By:  G. Willow Wilson (writer), Adrian Alphona (art), Ian Herring (color art)

The Story: With great power come awful wedgies…

The Review: Kamala Khan burst into the Marvel Universe in a big way last month, but it’s hard to deny that her debut issue didn’t function as a complete origin story. At the end of issue two it’s not certain that we’re there, but if not we’re getting closer.

Just as last issue gave us a shockingly complete look at Kamala’s ‘normal’, this one is focused on our young hero’s reaction the dose of abnormality that’s just been administered to her life. G. Willow Wilson spends a lot of time dealing with Kamala’s new powers, how they operate and what Kamala knows about them. It’s not gonna scratch the same itch that Avengers did, but it’s remarkably fun learning the ins and outs of being an Inhuman with her.

Kamala is very much in the Peter Parker tradition and this issue features her very own “Go, web!” moment. As silly as it sounds to say about a story that features a teenage girl shapeshifting into a buxom superheroine, Ms. Marvel #2 takes a decidedly realistic view of superpowers. Alongside the standard joy of having power, Kamala experiences the frustration of not knowing how to use it and the terror of not understanding it.

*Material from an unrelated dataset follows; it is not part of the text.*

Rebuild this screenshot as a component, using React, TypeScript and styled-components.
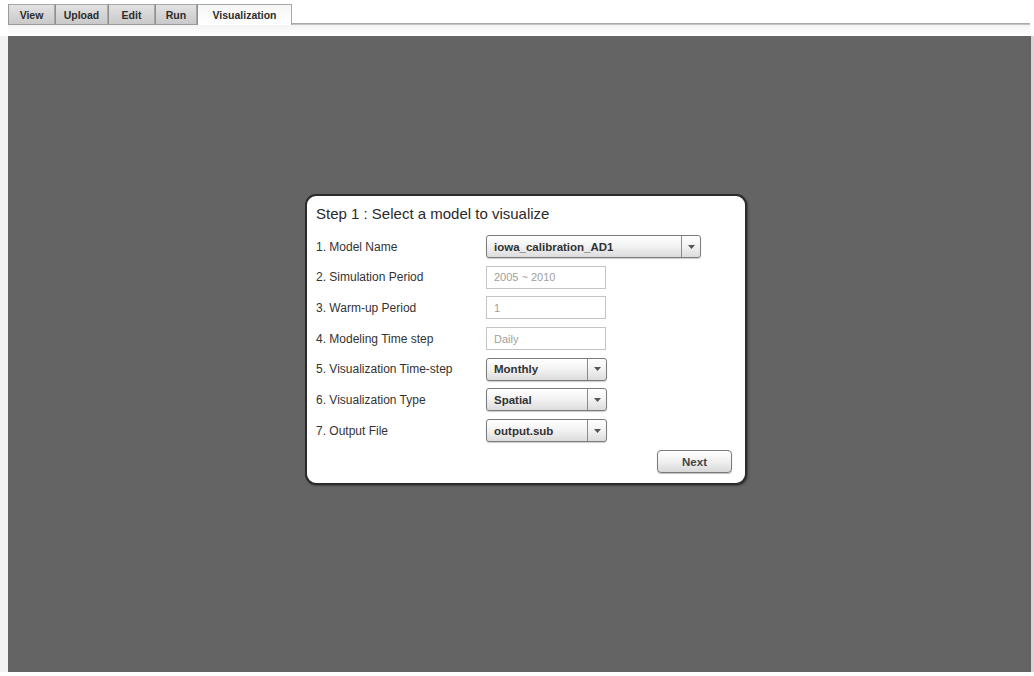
import React from "react";
import styled, { createGlobalStyle } from "styled-components";

const Global = createGlobalStyle`
  html, body { margin: 0; padding: 0; background: #ffffff; }
  body { font-family: "Liberation Sans", Arial, sans-serif; }
  * { box-sizing: border-box; }
`;

const Page = styled.div`
  width: 1034px;
  height: 676px;
  display: flex;
  flex-direction: column;
  background: #ffffff;
  overflow: hidden;
`;

const TabBar = styled.div`
  display: flex;
  align-items: flex-end;
  height: 25px;
  padding-left: 8px;
  padding-right: 4px;
`;

const Tab = styled.div<{ $active?: boolean; $w: number }>`
  width: ${(p) => p.$w}px;
  height: 21px;
  display: flex;
  align-items: center;
  justify-content: center;
  font-size: 10.5px;
  font-weight: bold;
  color: #2c2c2c;
  border: 1px solid #a8a8a8;
  border-left: ${(p) => (p.$active ? "1px solid #a8a8a8" : "1px solid #9a9a9a")};
  border-bottom: ${(p) => (p.$active ? "none" : "1px solid #9a9a9a")};
  background: ${(p) =>
    p.$active
      ? "linear-gradient(#f6f6f6, #ffffff)"
      : "linear-gradient(#e2e2e2, #c9c9c9)"};
  & + & { border-left: 1px solid #8e8e8e; }
`;

const TabRule = styled.div`
  flex: 1;
  height: 2px;
  background: linear-gradient(#9c9c9c, #d0d0d0);
`;

const Band = styled.div`
  height: 11px;
  margin-left: 8px;
  margin-right: 4px;
  background: linear-gradient(#f4f4f4, #ffffff);
`;

const Stage = styled.div`
  display: flex;
  height: 636px;
  background: linear-gradient(90deg, #f2f2f2, #d6d6d6);
  padding-right: 3px;
`;

const Canvas = styled.div`
  flex: 1;
  margin-left: 8px;
  background: #646464;
  padding: 158px 0 0 297px;
`;

const Dialog = styled.div`
  width: 442px;
  height: 291px;
  background: #ffffff;
  border: 2px solid #2b2b2b;
  border-radius: 11px;
  box-shadow: 1px 1px 2px rgba(0, 0, 0, 0.35);
  padding: 8px 13px 0 9px;
  display: flex;
  flex-direction: column;
`;

const Title = styled.div`
  font-size: 15px;
  line-height: 20px;
  color: #2a2a2a;
  margin-bottom: 11px;
`;

const Form = styled.div`
  display: grid;
  grid-template-columns: 170px 1fr;
  grid-auto-rows: 23px;
  row-gap: 7.7px;
`;

const Label = styled.div`
  display: flex;
  align-items: center;
  font-size: 12px;
  color: #333333;
`;

const Field = styled.div`
  width: 120px;
  height: 23px;
  border: 1px solid #c4c4c4;
  display: flex;
  align-items: center;
  padding-left: 7px;
  font-size: 11px;
  color: #a0a0a0;
`;

const Select = styled.div<{ $w: number }>`
  width: ${(p) => p.$w}px;
  height: 23px;
  display: flex;
  border: 1px solid #7c7c7c;
  border-radius: 3px;
  background: linear-gradient(#ffffff, #f2f2f2 50%, #dcdcdc);
  box-shadow: 0 1px 1px rgba(0, 0, 0, 0.2);
`;

const SelectText = styled.div`
  flex: 1;
  display: flex;
  align-items: center;
  padding-left: 7px;
  font-size: 11.5px;
  font-weight: bold;
  color: #333333;
`;

const SelectArrow = styled.div`
  width: 19px;
  border-left: 1px solid #8a8a8a;
  display: flex;
  align-items: center;
  justify-content: center;
`;

const Footer = styled.div`
  display: flex;
  justify-content: flex-end;
  margin-top: 8px;
`;

const Button = styled.div`
  width: 75px;
  height: 23px;
  display: flex;
  align-items: center;
  justify-content: center;
  border: 1px solid #7a7a7a;
  border-radius: 4px;
  background: linear-gradient(#ffffff, #eeeeee 55%, #d8d8d8);
  box-shadow: 0 1px 1px rgba(0, 0, 0, 0.25);
  font-size: 11.5px;
  font-weight: bold;
  color: #444444;
`;

const Caret = () => (
  <svg width="7" height="4" viewBox="0 0 7 4">
    <path d="M0 0 L7 0 L3.5 4 Z" fill="#555" />
  </svg>
);

type Row =
  | { label: string; kind: "field"; value: string }
  | { label: string; kind: "select"; value: string; w: number };

const rows: Row[] = [
  { label: "1. Model Name", kind: "select", value: "iowa_calibration_AD1", w: 215 },
  { label: "2. Simulation Period", kind: "field", value: "2005 ~ 2010" },
  { label: "3. Warm-up Period", kind: "field", value: "1" },
  { label: "4. Modeling Time step", kind: "field", value: "Daily" },
  { label: "5. Visualization Time-step", kind: "select", value: "Monthly", w: 121 },
  { label: "6. Visualization Type", kind: "select", value: "Spatial", w: 121 },
  { label: "7. Output File", kind: "select", value: "output.sub", w: 121 },
];

const tabs = [
  { name: "View", w: 47 },
  { name: "Upload", w: 53 },
  { name: "Edit", w: 47 },
  { name: "Run", w: 42 },
];

export default function App() {
  return (
    <Page>
      <Global />
      <TabBar>
        {tabs.map((t) => (
          <Tab key={t.name} $w={t.w}>
            {t.name}
          </Tab>
        ))}
        <Tab $active $w={95}>
          Visualization
        </Tab>
        <TabRule />
      </TabBar>
      <Band />
      <Stage>
        <Canvas>
          <Dialog>
            <Title>Step 1 : Select a model to visualize</Title>
            <Form>
              {rows.map((r) => (
                <React.Fragment key={r.label}>
                  <Label>{r.label}</Label>
                  {r.kind === "field" ? (
                    <Field>{r.value}</Field>
                  ) : (
                    <Select $w={r.w}>
                      <SelectText>{r.value}</SelectText>
                      <SelectArrow>
                        <Caret />
                      </SelectArrow>
                    </Select>
                  )}
                </React.Fragment>
              ))}
            </Form>
            <Footer>
              <Button>Next</Button>
            </Footer>
          </Dialog>
        </Canvas>
      </Stage>
    </Page>
  );
}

Though the script touches on it, Adrian Alphona brings a sense of the real horror that suddenly gaining shapeshifting abilities would entail. It’s not overt, more there for those willing to see it, but, at least for me, it’s impossible not to consider the disturbing parallels of someone waking up in a city after the detonation of a “bomb” nauseous, disoriented, and with their arm in a position it shouldn’t be in. I’m not pretending that this is a dark book, it’s the farthest thing from it, but Wilson and Alphona are clearly willing to draw upon the power of such cultural fears.